* What to do: Return every line below as is, leaving out the pictures.

_ _ _ _ _

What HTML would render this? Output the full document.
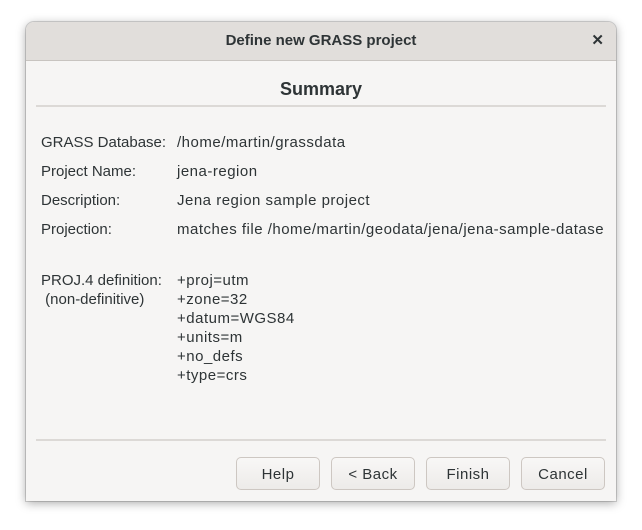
<!DOCTYPE html>
<html><head><style>
body{margin:0;width:642px;height:530px;background:#fff;position:relative;overflow:hidden;font-family:"Liberation Sans",sans-serif;color:#2e3436}
.win{position:absolute;left:26px;top:22px;width:590px;height:479px;background:#f6f5f4;border-radius:8px 8px 0 0;box-shadow:0 2px 10px rgba(0,0,0,.35);outline:1px solid rgba(0,0,0,.15);overflow:hidden}
.tb{position:absolute;left:0;top:0;width:590px;height:38px;background:#e1dedb;border-bottom:1px solid #c8c4c0;text-align:center;line-height:38px;font-weight:bold;font-size:15px}
.x{position:absolute;right:12px;top:0;font-size:15px;font-weight:bold}
.t{position:absolute;font-size:15px;white-space:nowrap;line-height:19px;letter-spacing:0.5px}
.l{letter-spacing:0}
.sep{position:absolute;left:10px;width:570px;height:2px;background:#dcd9d6}
.b{position:absolute;top:435px;width:84px;height:33px;border:1px solid #cdc7c2;border-radius:5px;background:linear-gradient(#f8f7f6,#edebe9);box-sizing:border-box;text-align:center;line-height:33px;font-size:15px;letter-spacing:0.5px}
</style></head><body>
<div class="win">
<div class="tb">Define new GRASS project<span class="x">✕</span></div>
<div class="t" style="left:0;width:590px;text-align:center;top:56px;font-size:18px;font-weight:bold;line-height:22px;letter-spacing:0">Summary</div>
<div class="sep" style="top:83px"></div>
<div class="t l" style="left:15px;top:111px">GRASS Database:</div><div class="t" style="left:151px;top:111px">/home/martin/grassdata</div>
<div class="t l" style="left:15px;top:140px">Project Name:</div><div class="t" style="left:151px;top:140px">jena-region</div>
<div class="t l" style="left:15px;top:169px">Description:</div><div class="t" style="left:151px;top:169px">Jena region sample project</div>
<div class="t l" style="left:15px;top:198px">Projection:</div><div class="t" style="left:151px;top:198px">matches file /home/martin/geodata/jena/jena-sample-datase</div>
<div class="t l" style="left:15px;top:249px">PROJ.4 definition:<br>&nbsp;(non-definitive)</div>
<div class="t" style="left:151px;top:249px">+proj=utm<br>+zone=32<br>+datum=WGS84<br>+units=m<br>+no_defs<br>+type=crs</div>
<div class="sep" style="top:417px"></div>
<div class="b" style="left:210px">Help</div>
<div class="b" style="left:305px">&lt; Back</div>
<div class="b" style="left:400px">Finish</div>
<div class="b" style="left:495px">Cancel</div>
</div>
</body></html>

_ _ _ _ _

* Exercise response:
What HTML would render this? Output the full document.
<!DOCTYPE html>
<html><head><style>
body{margin:0;width:642px;height:530px;background:#fff;position:relative;overflow:hidden;font-family:"Liberation Sans",sans-serif;color:#2e3436}
.win{position:absolute;left:26px;top:22px;width:590px;height:479px;background:#f6f5f4;border-radius:8px 8px 0 0;box-shadow:0 2px 10px rgba(0,0,0,.35);outline:1px solid rgba(0,0,0,.15);overflow:hidden}
.tb{position:absolute;left:0;top:0;width:590px;height:38px;background:#e1dedb;border-bottom:1px solid #c8c4c0;text-align:center;line-height:38px;font-weight:bold;font-size:15px}
.x{position:absolute;right:12px;top:0;font-size:15px;font-weight:bold}
.t{position:absolute;font-size:15px;white-space:nowrap;line-height:19px;letter-spacing:0.5px}
.l{letter-spacing:0}
.sep{position:absolute;left:10px;width:570px;height:2px;background:#dcd9d6}
.b{position:absolute;top:435px;width:84px;height:33px;border:1px solid #cdc7c2;border-radius:5px;background:linear-gradient(#f8f7f6,#edebe9);box-sizing:border-box;text-align:center;line-height:33px;font-size:15px;letter-spacing:0.5px}
</style></head><body>
<div class="win">
<div class="tb">Define new GRASS project<span class="x">✕</span></div>
<div class="t" style="left:0;width:590px;text-align:center;top:56px;font-size:18px;font-weight:bold;line-height:22px;letter-spacing:0">Summary</div>
<div class="sep" style="top:83px"></div>
<div class="t l" style="left:15px;top:111px">GRASS Database:</div><div class="t" style="left:151px;top:111px">/home/martin/grassdata</div>
<div class="t l" style="left:15px;top:140px">Project Name:</div><div class="t" style="left:151px;top:140px">jena-region</div>
<div class="t l" style="left:15px;top:169px">Description:</div><div class="t" style="left:151px;top:169px">Jena region sample project</div>
<div class="t l" style="left:15px;top:198px">Projection:</div><div class="t" style="left:151px;top:198px">matches file /home/martin/geodata/jena/jena-sample-datase</div>
<div class="t l" style="left:15px;top:249px">PROJ.4 definition:<br>&nbsp;(non-definitive)</div>
<div class="t" style="left:151px;top:249px">+proj=utm<br>+zone=32<br>+datum=WGS84<br>+units=m<br>+no_defs<br>+type=crs</div>
<div class="sep" style="top:417px"></div>
<div class="b" style="left:210px">Help</div>
<div class="b" style="left:305px">&lt; Back</div>
<div class="b" style="left:400px">Finish</div>
<div class="b" style="left:495px">Cancel</div>
</div>
</body></html>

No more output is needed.